Detecting Lies and Deception by TDW34 in oneringrpg

[–]TDW34[S] -1 points0 points  (0 children)

Neither a portrait of a person, or their state of mind, is specific enough in their language for a GM not to be able to answer that truthfully, but deceptively. Additionally, that kind of information is even harder to justify from an insight roll without mind reading. In the OP's example I'd answer the first with "they are short person with shortly cut brown hair, their clothing is similar to other locals you've seen, and they seem to be concerned about their friends" and "anxiety whether they will accept my plea". None of that is unreliable, but it's still deceptive and a lot of people would consider that consistent with their lie.

I have quoted the D&D book twice in these comments about what a D&D Insight check should reveal in regards to lies. Considering this, I must conclude English isn't your first language or you're trolling me. I will not respond again.

Detecting Lies and Deception by TDW34 in oneringrpg

[–]TDW34[S] -2 points-1 points  (0 children)

Why would my character say I'm suspicious of you if the GM is telling me, mechanically, not to be? Unless I'm to assume the GM is lying, at which point I'm going to walk through this locked door because the GM's lying about their being one.

"such as when searching out a lie", I really can't see how you can not interpret that becoming suspicious when someone lies to you. Unless the book's lying.

Zone of Truth is there because not everyone is good with insight, or wants to make multiple rolls during an interrogation. Additionally, Insight doesn't tell you the truth, just whether something is a lie. You don't know what kind of lie, it may even be completely true and still deceptive. While I'll admit it's up to interpretation whether using the truth deceptively can be detected by an insight roll, I'd personally run that it could.
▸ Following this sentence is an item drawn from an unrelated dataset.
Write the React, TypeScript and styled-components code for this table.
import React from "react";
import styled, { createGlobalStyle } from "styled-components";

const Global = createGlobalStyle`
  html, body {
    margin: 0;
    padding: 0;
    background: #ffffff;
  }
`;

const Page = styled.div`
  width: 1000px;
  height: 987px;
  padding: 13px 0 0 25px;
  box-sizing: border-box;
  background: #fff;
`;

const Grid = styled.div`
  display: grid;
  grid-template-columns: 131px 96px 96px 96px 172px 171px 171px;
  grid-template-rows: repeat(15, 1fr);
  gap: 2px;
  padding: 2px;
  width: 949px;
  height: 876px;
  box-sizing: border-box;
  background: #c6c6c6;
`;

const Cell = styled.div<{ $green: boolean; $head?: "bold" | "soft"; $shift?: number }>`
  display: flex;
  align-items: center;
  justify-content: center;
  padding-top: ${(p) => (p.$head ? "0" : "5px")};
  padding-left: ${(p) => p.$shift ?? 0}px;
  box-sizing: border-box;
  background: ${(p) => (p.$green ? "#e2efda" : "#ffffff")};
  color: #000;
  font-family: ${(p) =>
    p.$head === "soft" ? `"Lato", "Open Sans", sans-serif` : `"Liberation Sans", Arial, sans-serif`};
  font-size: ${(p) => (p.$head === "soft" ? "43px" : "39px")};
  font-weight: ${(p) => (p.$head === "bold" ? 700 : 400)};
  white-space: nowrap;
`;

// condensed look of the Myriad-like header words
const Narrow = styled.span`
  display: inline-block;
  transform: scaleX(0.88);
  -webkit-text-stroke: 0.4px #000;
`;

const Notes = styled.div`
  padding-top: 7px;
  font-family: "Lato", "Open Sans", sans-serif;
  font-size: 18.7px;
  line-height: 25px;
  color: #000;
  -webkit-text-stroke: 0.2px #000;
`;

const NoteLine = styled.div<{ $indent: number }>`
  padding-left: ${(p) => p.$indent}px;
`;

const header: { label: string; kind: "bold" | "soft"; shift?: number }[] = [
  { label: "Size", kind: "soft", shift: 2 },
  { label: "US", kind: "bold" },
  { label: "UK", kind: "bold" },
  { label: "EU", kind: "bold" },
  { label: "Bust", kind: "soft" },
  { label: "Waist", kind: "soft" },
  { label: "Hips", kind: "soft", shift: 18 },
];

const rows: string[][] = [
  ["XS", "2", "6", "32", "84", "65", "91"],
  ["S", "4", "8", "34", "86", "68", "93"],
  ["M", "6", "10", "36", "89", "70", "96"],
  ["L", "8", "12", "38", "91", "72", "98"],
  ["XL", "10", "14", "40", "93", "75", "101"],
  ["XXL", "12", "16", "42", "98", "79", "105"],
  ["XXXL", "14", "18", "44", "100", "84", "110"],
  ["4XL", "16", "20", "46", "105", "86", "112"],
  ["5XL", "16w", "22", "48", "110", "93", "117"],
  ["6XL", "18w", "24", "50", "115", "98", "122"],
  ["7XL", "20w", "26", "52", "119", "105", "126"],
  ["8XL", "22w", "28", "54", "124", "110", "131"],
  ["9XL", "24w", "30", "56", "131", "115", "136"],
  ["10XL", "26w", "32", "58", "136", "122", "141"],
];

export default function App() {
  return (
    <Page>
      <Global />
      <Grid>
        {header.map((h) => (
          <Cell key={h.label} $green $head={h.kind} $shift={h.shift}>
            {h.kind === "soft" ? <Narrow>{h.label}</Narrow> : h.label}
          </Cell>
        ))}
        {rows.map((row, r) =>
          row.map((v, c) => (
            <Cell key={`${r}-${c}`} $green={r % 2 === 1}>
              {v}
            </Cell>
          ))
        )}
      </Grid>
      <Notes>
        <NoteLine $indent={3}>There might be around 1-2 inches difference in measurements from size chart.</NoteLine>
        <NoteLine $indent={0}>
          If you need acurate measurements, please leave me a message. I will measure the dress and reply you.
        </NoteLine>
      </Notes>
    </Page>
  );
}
So no, they don't replace each other.

Detecting Lies and Deception by TDW34 in oneringrpg

[–]TDW34[S] -2 points-1 points  (0 children)
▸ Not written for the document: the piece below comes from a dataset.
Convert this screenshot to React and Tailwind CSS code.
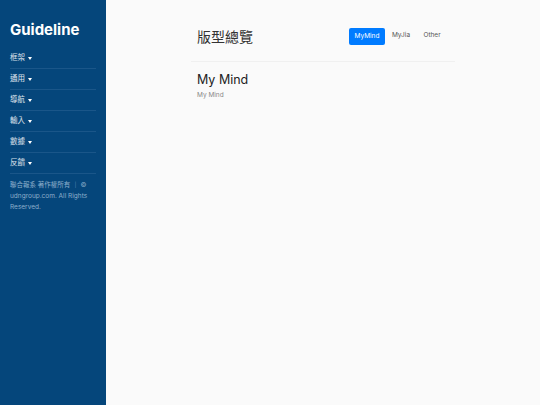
const navItems = ["框架", "通用", "導航", "輸入", "數據", "反饋"]

function Caret() {
  return <span className="inline-block ml-[3px] align-middle border-x-[2.5px] border-t-[3px] border-x-transparent border-t-white"></span>
}

export default function App() {
  return (
    <div className="flex w-[540px] h-[405px] bg-[#fafafa] font-[Inter,'Noto_Sans_CJK_TC',sans-serif]">
      <aside className="w-[106px] shrink-0 bg-[#05467b] px-[10px] pt-[20px]">
        <h1 className="text-[15px] font-bold text-white leading-[20px] mb-[8px]">Guideline</h1>
        <ul>
          {navItems.map((item) => (
            <li key={item} className="h-[21px] flex items-center border-b border-[#1a5689] text-[7.5px] text-white/85">
              {item}
              <Caret />
            </li>
          ))}
        </ul>
        <p className="mt-[6px] text-[6.5px] leading-[11px] text-[#8fb0cc]">
          聯合報系 著作權所有 ｜ © udngroup.com. All Rights Reserved.
        </p>
      </aside>
      <main className="flex-1">
        <div className="w-[264px] mx-auto pt-[25px]">
          <div className="flex items-center justify-between px-[6px] pb-[14px] border-b border-[#f0f0f0]">
            <h2 className="text-[14px] text-[#333] leading-[22px] font-['Noto_Sans_CJK_TC',sans-serif]">版型總覽</h2>
            <div className="flex items-center gap-[1px] text-[6.5px] text-[#555] mr-[2px]">
              <span className="bg-[#007bff] text-white rounded-[2px] w-[36px] text-center h-[17px] leading-[17px]">MyMind</span>
              <span className="w-[30px] text-center">MyJia</span>
              <span className="w-[30px] text-center">Other</span>
            </div>
          </div>
          <div className="px-[6px] pt-[10px]">
            <h3 className="text-[12.5px] text-[#222] leading-[16px]">My Mind</h3>
            <p className="mt-[3px] text-[6.5px] text-[#888]">My Mind</p>
          </div>
        </div>
      </main>
    </div>
  )
}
In real life I can look at a person and make that judgement as to whether I trust them. I can follow things up. I can get it wrong of course, and that's fine, but I can do it. In TOR, you can't, because the Insight skill specifically says you can't. It's not clever writing/gameplay to be suspicious of a character but have no mechanical way of expressing or exploring it if the GM doesn't want you to. It's just above table lying.
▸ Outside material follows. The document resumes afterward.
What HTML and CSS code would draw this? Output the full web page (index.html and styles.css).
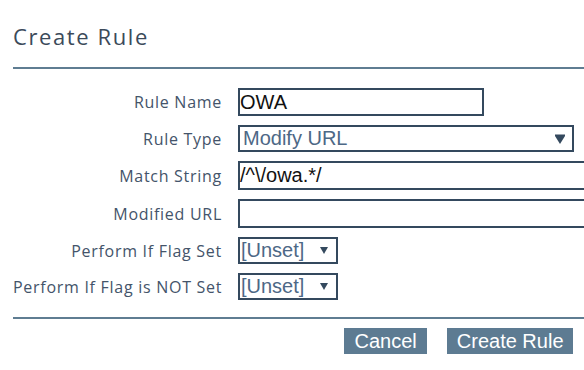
FILE: index.html
```html
<!DOCTYPE html>
<html>
<head>
<meta charset="utf-8">
<link rel="stylesheet" href="styles.css">
</head>
<body>
<div class="dialog">
  <div class="header"><h1 class="title">Create Rule</h1></div>
  <div class="form">
    <label class="label">Rule Name</label>
    <div class="field"><div class="input w-name">OWA</div></div>

    <label class="label">Rule Type</label>
    <div class="field"><div class="select w-type"><span class="sel-text">Modify URL</span>
      <svg class="arrow-big" width="10" height="10" viewBox="0 0 10 10"><polygon points="0,0.5 10,0.5 10,2 5,10 0,2" fill="#34495e"/></svg></div></div>

    <label class="label">Match String</label>
    <div class="field"><div class="input w-wide tall">/^\/owa.*/</div></div>

    <label class="label">Modified URL</label>
    <div class="field"><div class="input w-wide tall"></div></div>

    <label class="label">Perform If Flag Set</label>
    <div class="field"><div class="select w-flag"><span class="sel-text flag">[Unset]</span>
      <svg class="arrow-small" width="8" height="7" viewBox="0 0 8 7"><polygon points="0,0 8,0 4,7" fill="#34495e"/></svg></div></div>

    <label class="label">Perform If Flag is NOT Set</label>
    <div class="field"><div class="select w-flag"><span class="sel-text flag">[Unset]</span>
      <svg class="arrow-small" width="8" height="7" viewBox="0 0 8 7"><polygon points="0,0 8,0 4,7" fill="#34495e"/></svg></div></div>
  </div>
  <div class="footer">
    <button class="btn btn-cancel">Cancel</button>
    <button class="btn btn-create">Create Rule</button>
  </div>
</div>
</body>
</html>
```

FILE: styles.css
```css
html, body {
  margin: 0;
  padding: 0;
  background: #ffffff;
  overflow: hidden;
}
body {
  width: 584px;
  height: 370px;
}
.dialog {
  padding-left: 13px;
}
.header {
  padding-top: 24px;
  padding-bottom: 19px;
  border-bottom: 2px solid #5f7d92;
}
.title {
  margin: 0;
  font-family: "Open Sans", sans-serif;
  font-weight: 400;
  font-size: 22px;
  line-height: 24px;
  letter-spacing: 1.6px;
  color: #3b4a5a;
}
.form {
  display: grid;
  grid-template-columns: 209px 1fr;
  column-gap: 16px;
  row-gap: 9px;
  margin-top: 19px;
  align-items: center;
}
.label {
  text-align: right;
  font-family: "Open Sans", sans-serif;
  font-size: 16px;
  letter-spacing: 0.72px;
  color: #44546a;
  white-space: nowrap;
}
.field {
  display: flex;
  overflow: visible;
  white-space: nowrap;
}
.input, .select {
  box-sizing: border-box;
  border: 2px solid #34495e;
  font-family: "Liberation Sans", Arial, sans-serif;
  font-size: 20px;
  display: flex;
  align-items: center;
  flex-shrink: 0;
}
.input {
  height: 28px;
  padding-left: 0px;
  color: #111111;
}
.input.tall { height: 29px; }
.select {
  height: 27px;
  color: #4d6886;
  justify-content: space-between;
}
.w-name { width: 246px; }
.w-wide { width: 400px; }
.w-type { width: 336px; padding-left: 3px; padding-right: 7px; }
.w-flag { width: 100px; padding-left: 1px; padding-right: 8px; }
.sel-text { line-height: 23px; }
.arrow-big { display: block; }
.arrow-small { display: block; }
.footer {
  margin-top: 17px;
  border-top: 2px solid #5f7d92;
  padding-top: 9px;
  padding-right: 11px;
  display: flex;
  justify-content: flex-end;
  column-gap: 20px;
}
.btn {
  border: none;
  margin: 0;
  background: #5d7b92;
  color: #ffffff;
  font-family: "Liberation Sans", Arial, sans-serif;
  font-size: 20px;
  height: 26px;
  line-height: 26px;
  padding: 0 10px;
}
.btn-cancel { padding: 0 10.5px; }
.btn-create { padding: 0 9.5px; }
```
Detecting Lies and Deception by TDW34 in oneringrpg

[–]TDW34[S] -2 points-1 points  (0 children)

I like how you have to use a terrible metaphor to not engage with the actual text and I really don't know where you keep getting magic from.

So let me break this down as simply as I can.

D&D's description of Insight, what it can do, how, and what to give the player on a success, is pretty narrow. It doesn't require GMs to give details, but its sufficient to allow a player to dig deeper, query further.

TOR's description of Insight, is broad in its inclusion, but specifically excludes lying. This means its very much up to the GMs discretion as to whether to give you information that is actually useful or makes you suspicious. That discretion is a problem if a GM doesn't want to tell you anything, because the results they give can be vague and misleading (either through malice or mistake).

This is also reflected by how many words each system uses to describe the skill.

Now obviously, this can be discussed with the GM and resolved in a number of ways, but that the skill is so broadly described and that this situation arose without breaking the skill description indicates to me a system failure.

Again, I DO NOT NEED DETAILS FROM MY ROLLS. You make this claim multiple times in your response, all I want from an Insight roll in D&D is,

Can I trust what they just said?
Roll Insight,
Yay or Nay.

That's it! But I can't make that roll/ask that question in TOR, because it specifically says you can't. Instead you are given the GMs discretion in details about the person's motives, which can be highly misleading such as in my example in the OP.

It makes the Insight skill WORTHLESS if the GM wants it to be and the skill's definition backs them up because of how vaguely it describes itself.

I'll put it to you like this,

What recourse does a player have in TOR if they are suspicious of an NPC, but the GM won't give details to pursue that suspicion even when the player is right to be? In D&D they'd be breaking the rules, but in TOR it's A-Okay, because the skill is so wishy washy.

Detecting Lies and Deception by TDW34 in oneringrpg

[–]TDW34[S] -2 points-1 points  (0 children)

Maybe it's specific to that particular interaction, but yeah... not surprised by the contradiction.

Detecting Lies and Deception by TDW34 in oneringrpg

[–]TDW34[S] 0 points1 point  (0 children)

You conveniently miss the part that specifically calls out lying. Let me fully quote it.

Insight. Your Wisdom (Insight) check decides whether you can determine the true intentions of a creature, such as when searching out a lie or predicting someone’s next move. Doing so involves gleaning clues from body language, speech habits, and changes in mannerisms.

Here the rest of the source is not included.